Un imposant coco de mer de 10 kilos coincé entre les pieds, Christophe Bristol assène de violents coups de maillet sur un ciseau à bois pour extraire la précieuse pulpe de cet icône seychelloise, dont la forme suggestive et les prétendues vertus aphrodisiaques font la renommée mondiale.

«La pulpe est revendue très cher en Chine, donc chaque morceau compte», explique l’expérimenté découpeur de la plus grande graine du règne végétal, dont les contours de bassin féminin ont donné son nom le plus usuel à ce symbole national qui se trouve même sur les armoiries du pays: le «coco fesse».

Dans cet entrepôt d’Au Cap, sur la côte est de Mahé, la principale île des Seychelles, de larges perles de sueur glissent sur le front de M. Bristol, qui s’affaire sur ce fruit mythifié des siècles durant et dont le braconnage n’a été endigué que très récemment.

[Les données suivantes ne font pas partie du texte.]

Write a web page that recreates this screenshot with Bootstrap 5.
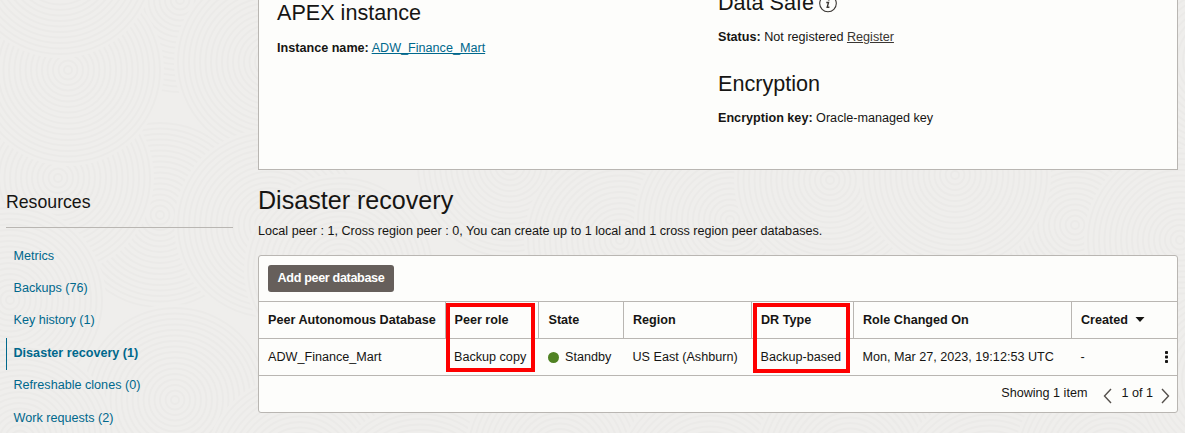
<!DOCTYPE html>
<html lang="en">
<head>
<meta charset="utf-8">
<title>Disaster recovery</title>
<link href="https://cdn.jsdelivr.net/npm/bootstrap@5.3.0/dist/css/bootstrap.min.css" rel="stylesheet">
<style>
body{font-family:"Liberation Sans",Arial,sans-serif;font-size:12.62px;line-height:16px;color:#161513;background:#efeeec;height:433px;overflow:hidden}
.backdrop{left:0;top:0;z-index:-1}
.shell{height:433px}
.side{width:233px;padding:191px 0 0 6px}
.side-title{font-size:17.7px;line-height:22px;padding-bottom:14px;border-bottom:1px solid #b9b6b2;margin-bottom:12.600px}
.side .nav-link{color:#00688c;padding:0 0 0 7.5px;height:32.4px;line-height:31px}
.side .nav-link.active{font-weight:700;box-shadow:inset 1px 0 #00688c}
.main{width:920px;margin-left:25px}
.panel{background:#fdfdfb;border:1px solid #b9b6b2}
.info{height:170px;border-top:0}
.info-a{width:459px;padding-left:18px}
.info h2{font-size:21.6px;line-height:26px;font-weight:400;margin:0}
.info h2.up{margin-top:-10px}
.info p{margin:14px 0 0}
.info h2.up + p{margin-top:13px}
.info h2.enc{margin-top:26px}
.info h2.enc + p{margin-top:13px}
.teal{color:#00688c}
.ink{color:#3a3632}
h1{font-size:25.1px;line-height:30px;font-weight:400;margin:15px 0 0}
.note{margin:8px 0 16px}
.list-panel{border-radius:3px;height:158px}
.toolbar{height:45px;padding:9px}
.btn-peer,.btn-peer:hover{background:#665f5b;color:#fff;font-weight:700;font-size:12.62px;letter-spacing:-.35px;line-height:16px;width:126px;height:27px;padding:0 0 2px;border:0;border-radius:3px}
.peers{width:918px;table-layout:fixed;color:inherit}
.peers th,.peers td{height:37px;padding:0 0 1px 9px;border-top:1px solid #b9b6b2;white-space:nowrap;vertical-align:middle}
.peers th{border-right:1px solid #b9b6b2;font-weight:700}
.peers th:last-child{border-right:0}
.peers tbody tr{border-bottom:1px solid #b9b6b2}
.peers th:nth-child(3),.peers td:nth-child(3){padding-left:10px}
.peers th:nth-child(n+4),.peers td:nth-child(n+4){padding-left:9.500px}
.dot{width:11px;height:11px;border-radius:50%;background:#508223;margin-right:6px;margin-top:2px}
.pager{height:35px;padding:0 7px 2px 0}
.chev-prev{margin:6px 9px 0 16px}
.chev-next{margin:6px 0 0 8px}
.mark-box{border:4px solid #fe0000;pointer-events:none}
.mark-role{left:187px;top:47px;width:89px;height:69px}
.mark-type{left:494px;top:47px;width:97px;height:70px}
</style>
</head>
<body>
<svg class="backdrop position-absolute" width="1185" height="433" aria-hidden="true">
  <defs>
    <g id="rings" fill="none" stroke="#ebeae8" stroke-width="1.9">
      <circle r="96" fill="#efeeec" stroke="none"/><circle r="92"/><circle r="86.500"/><circle r="81"/><circle r="75.500"/><circle r="70"/><circle r="64.500"/><circle r="59"/><circle r="53.500"/><circle r="48"/><circle r="42.500"/><circle r="37"/><circle r="31.500"/><circle r="26"/><circle r="20.500"/><circle r="15"/><circle r="9.500"/><circle r="4"/>
    </g>
  </defs>
  <g>
    <use href="#rings" x="180" y="0"/><use href="#rings" x="-30" y="80"/><use href="#rings" x="160" y="215"/><use href="#rings" x="58" y="178"/><use href="#rings" x="270" y="62"/><use href="#rings" x="68" y="70"/><use href="#rings" x="60" y="-38"/><use href="#rings" x="10" y="300"/><use href="#rings" x="270" y="225"/><use href="#rings" x="175" y="400"/><use href="#rings" x="20" y="440"/>
    <use href="#rings" x="340" y="270"/><use href="#rings" x="510" y="165"/><use href="#rings" x="620" y="240"/><use href="#rings" x="730" y="220"/><use href="#rings" x="830" y="180"/><use href="#rings" x="1075" y="225"/><use href="#rings" x="955" y="175"/><use href="#rings" x="1180" y="240"/>
    <use href="#rings" x="300" y="470"/><use href="#rings" x="420" y="500"/><use href="#rings" x="560" y="455"/><use href="#rings" x="710" y="480"/><use href="#rings" x="850" y="460"/><use href="#rings" x="990" y="490"/><use href="#rings" x="1110" y="460"/><use href="#rings" x="1230" y="380"/><use href="#rings" x="1220" y="60"/>
  </g>
</svg>
<div class="shell d-flex">
  <aside class="side flex-shrink-0">
    <div class="side-title">Resources</div>
    <nav class="nav flex-column">
      <a class="nav-link" href="#">Metrics</a>
      <a class="nav-link" href="#">Backups (76)</a>
      <a class="nav-link" href="#">Key history (1)</a>
      <a class="nav-link active" href="#">Disaster recovery (1)</a>
      <a class="nav-link" href="#">Refreshable clones (0)</a>
      <a class="nav-link" href="#">Work requests (2)</a>
    </nav>
  </aside>
  <main class="main flex-shrink-0">
    <section class="panel info d-flex">
      <div class="info-a">
        <h2>APEX instance</h2>
        <p><b>Instance name:</b> <a class="teal" href="#">ADW_Finance_Mart</a></p>
      </div>
      <div>
        <h2 class="up d-flex align-items-center">Data Safe
          <svg class="ms-1" width="20" height="20" viewBox="0 0 20 20"><circle cx="10" cy="10.500" r="8.3" fill="none" stroke="#3a3632" stroke-width="1.1"/><circle cx="10.800" cy="6.500" r="1.1" fill="#3a3632"/><path d="M8.300 9.500h2.200L9.200 14.300h2.200" fill="none" stroke="#3a3632" stroke-width="1.4"/></svg>
        </h2>
        <p><b>Status:</b> Not registered <a class="ink" href="#">Register</a></p>
        <h2 class="enc">Encryption</h2>
        <p><b>Encryption key:</b> Oracle-managed key</p>
      </div>
    </section>
    <h1>Disaster recovery</h1>
    <p class="note">Local peer : 1, Cross region peer : 0, You can create up to 1 local and 1 cross region peer databases.</p>
    <section class="panel list-panel position-relative">
      <div class="toolbar"><button class="btn btn-peer d-block" type="button">Add peer database</button></div>
      <table class="peers">
        <colgroup><col style="width:186px"><col style="width:93px"><col style="width:85px"><col style="width:128px"><col style="width:102px"><col style="width:218px"><col style="width:106px"></colgroup>
        <thead><tr><th>Peer Autonomous Database</th><th>Peer role</th><th>State</th><th>Region</th><th>DR Type</th><th>Role Changed On</th>
          <th>Created <svg class="ms-1" width="10" height="6" viewBox="0 0 10 6"><path d="M.5 0h9L5 5z" fill="#161513"/></svg></th></tr></thead>
        <tbody><tr><td>ADW_Finance_Mart</td><td>Backup copy</td>
          <td><span class="d-flex align-items-center"><i class="dot"></i>Standby</span></td>
          <td>US East (Ashburn)</td><td>Backup-based</td><td>Mon, Mar 27, 2023, 19:12:53 UTC</td>
          <td><span class="d-flex align-items-center justify-content-between pe-2"><span>-</span><svg width="5" height="14" viewBox="0 0 5 14" fill="#161513"><rect x="1" y="1" width="3" height="3" rx=".8"/><rect x="1" y="5.500" width="3" height="3" rx=".8"/><rect x="1" y="10" width="3" height="3" rx=".8"/></svg></span></td></tr></tbody>
      </table>
      <div class="pager d-flex align-items-center justify-content-end">
        <span>Showing 1 item</span>
        <svg class="chev-prev" width="9" height="16" viewBox="0 0 9 16" fill="none" stroke="#55504c" stroke-width="1.4"><path d="M8 1L1.500 8 8 15"/></svg>
        <span>1 of 1</span>
        <svg class="chev-next" width="9" height="16" viewBox="0 0 9 16" fill="none" stroke="#55504c" stroke-width="1.4"><path d="M1 1l6.500 7L1 15"/></svg>
      </div>
      <div class="mark-box mark-role position-absolute"></div>
      <div class="mark-box mark-type position-absolute"></div>
    </section>
  </main>
</div>
<script src="https://cdn.jsdelivr.net/npm/bootstrap@5.3.0/dist/js/bootstrap.bundle.min.js"></script>
</body>
</html>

Car le coco de mer, dont moins de 2 000 noix seulement sont exploitées chaque année aux Seychelles sous un très strict contrôle des autorités, ne se donne pas facilement.

«Pour ouvrir et vider un coco de mer, cela prend environ 20 minutes, c’est beaucoup plus difficile qu’une noix de coco traditionnelle», assure M. Bristol, maître d’un savoir-faire unique au monde, les impressionnants cocotiers de mer ne poussant que sur deux îles des Seychelles, Praslin et Curieuse.

Cette difficulté tient à la fois à l’extrême dureté de la coque, ainsi qu’à la nécessité de ne pas trop endommager cette dernière.

La coque est coupée en deux, le long du sillon lui donnant sa forme particulière, vidée à l’aide de ciseaux à bois dont le tranchant s’émousse rapidement, puis recollée en vue d’être vendue dans des boutiques de souvenir, pour un prix moyen allant de 3.000 à 4.000 roupies seychelloises (de 200 à 265 euros), accompagnées d’un certificat.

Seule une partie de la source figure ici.